Boosting Marketing Productivity For Better ROI
Marketing productivity is often its own reward. It can mean greater efficiency and job satisfaction for the entire team. But boosting the effectiveness of your marketing team can yield benefits that go far beyond these parameters: it can also mean generating a better ROI for your company.
These benefits can also extend beyond the department and affect your company on an organizational level. When Neutrogena used its own shopping cart data to identify product pairings customers might enjoy, the new marketing campaign not only increased sales, but expanded the scope of their marketing to users new to their brand. The results included 83 million impressions and a £5.84 return on their advertising spend.

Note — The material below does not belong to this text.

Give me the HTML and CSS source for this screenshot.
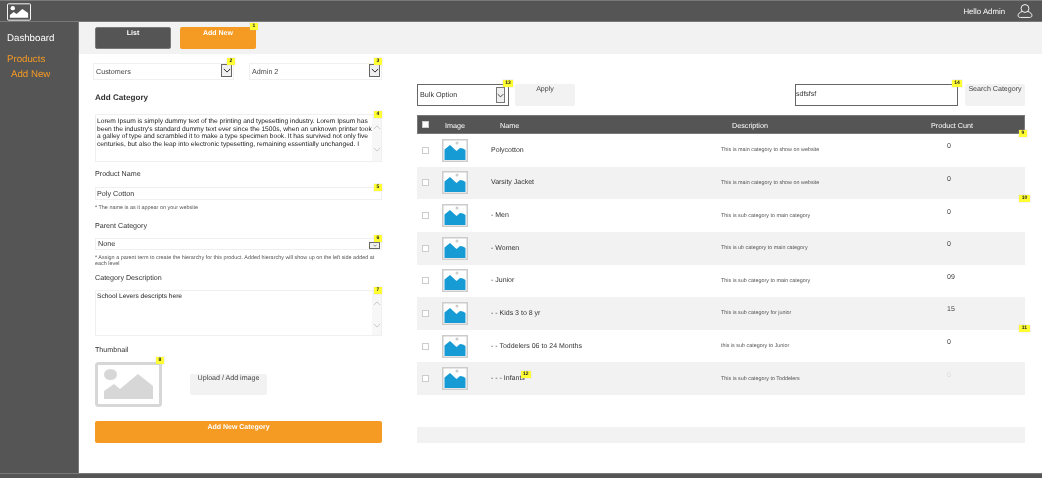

But productivity like that comes in many forms. It can mean identifying areas at the point of purchase where the customer might want to add something new to their cart—as it did in the case of Neutrogena. Or it can simply refer to setting clear goals and objectives to measure a campaign’s effectiveness in the first place.
Marketing productivity can include increased automation, better employee incentives, lower turnover, or even removing the barriers between marketing and sales that might be getting in the way of progress.
With 93% of marketers feeling pressure to deliver ROI for their efforts, it’s clear that more marketers need to measure their productivity and improve it. It starts with the specific, measurable goals that make these calculations possible. From there, a CMO can increase the productivity and efficiency of their team to run more impactful campaigns, demonstrating just how valuable modern marketing can be when used to its full potential.